The Court finds that computer-assisted research is not recoverable under 28 U.S.C. § 1920. Research, whether conducted on a computer or in a library, is simply not a cost enumerated under section 1920. Moreover, as noted by the Seventh Circuit, computer-aided legal research is "more akin to awards under attorney's fees than under costs."[2]Haroco, 38 F.3d at 1440. The same can be said for a research service company. The services offered by computer software companies or by specialized research companies have the effect of replacing the hours *419 traditionally billed by the attorney. Id.; see also Ryther v. KARE 11, 864 F. Supp. 1525, 1534 (D.Minn.1994). The court therefore concludes that plaintiffs' motion should be granted and computer research charges should be deducted from Endispute's bill of costs.

III. Conclusion

For the reasons stated above, the court ORDERS that Objections of Plaintiffs to Defendant's [Sharp Capital, Inc.] Bill of Costs be DENIED. Accordingly, the court further ORDERS plaintiffs pay Defendant Sharp Capital, Inc.'s Bill of Costs, filed August 28, 1996, in its entirety ($3,823.92).
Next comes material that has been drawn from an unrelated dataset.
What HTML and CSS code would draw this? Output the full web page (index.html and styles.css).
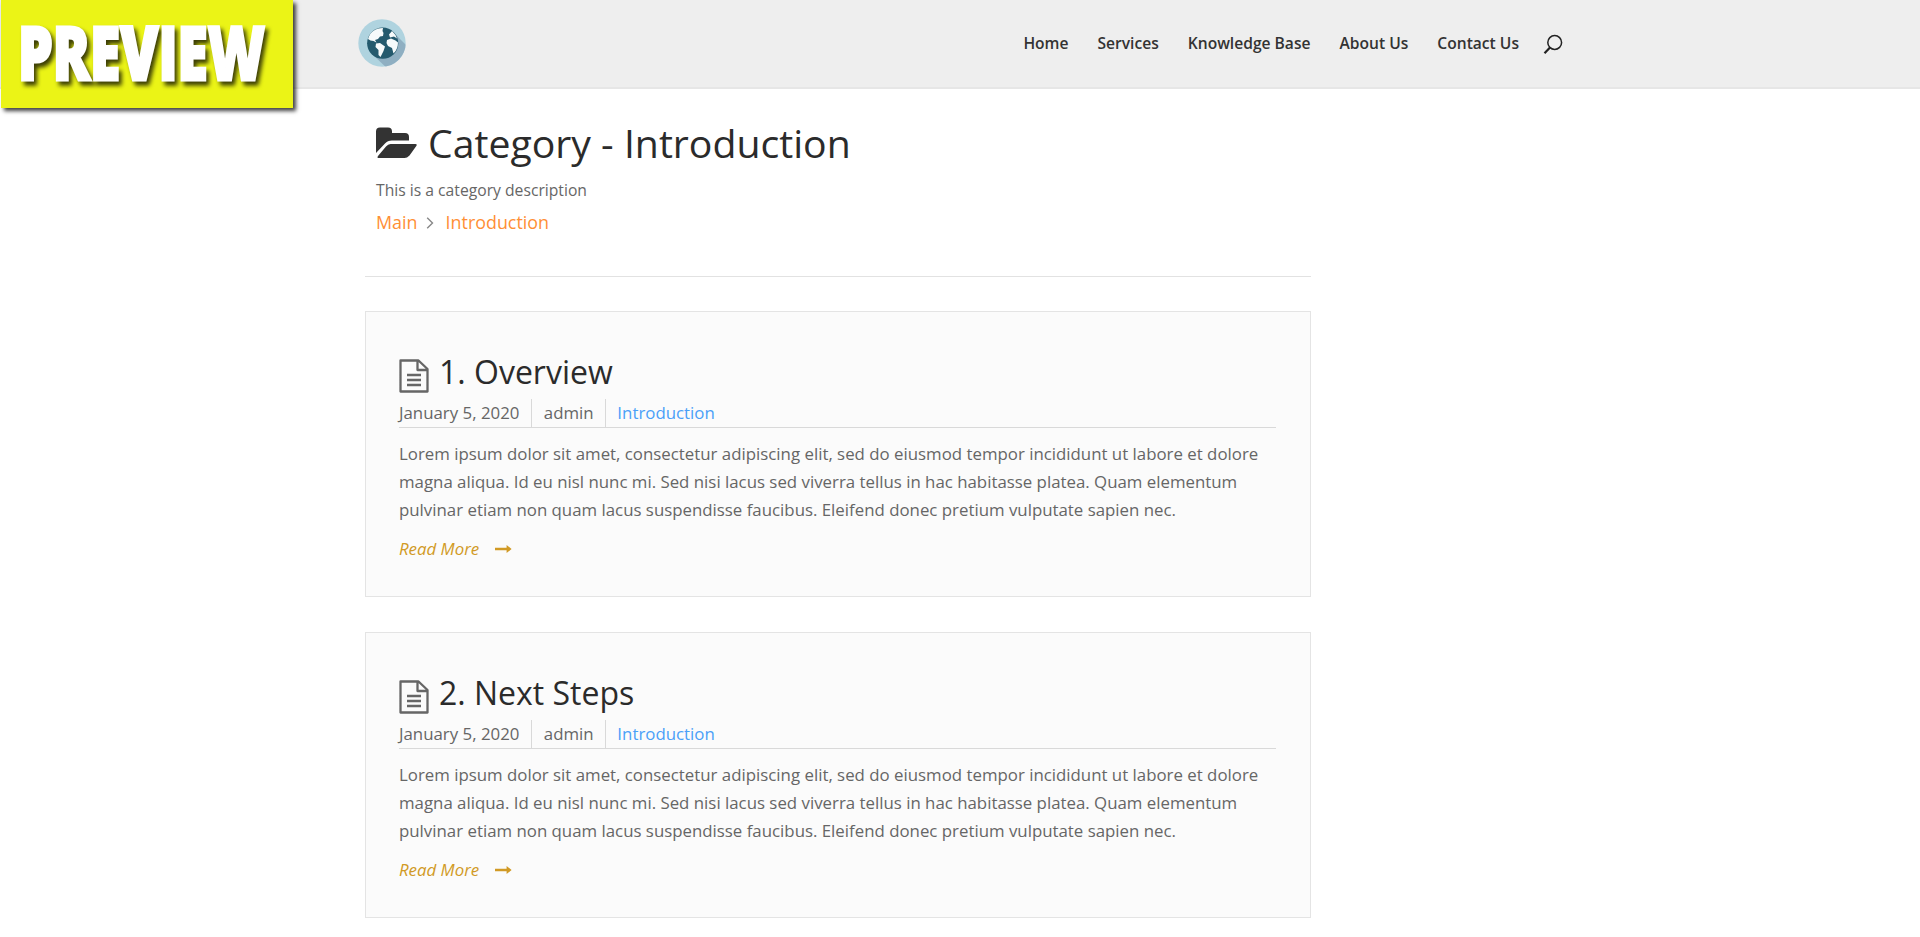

With regard to Defendant Endispute, Inc.'s Bill of Costs, filed September 9, 1996, the court ORDERS that Plaintiffs' Objection to Endispute's Bill of Costs be GRANTED. Specifically, Endispute's costs for telecopy charges ($105.44), Federal Express charges ($288.64), postage charges ($6.80), computer research charges ($467.24), mileage/parking charges ($12.00), long distance charges ($152.35), and courier charges ($79.00) are deducted from Endispute's bill of costs. The court thus ORDERS plaintiffs to pay the photocopy charges of Endispute in the amount of $340.00.


[1] Plaintiffs do not contest the Polendo deposition expenses in the amount of $626.50.

[2] Attorney's fees are not recoverable under section 1920. Roadway Express, Inc. v. Piper, 447 U.S. 752, 759, 100 S. Ct. 2455, 2460, 65 L. Ed. 2d 488 (1980).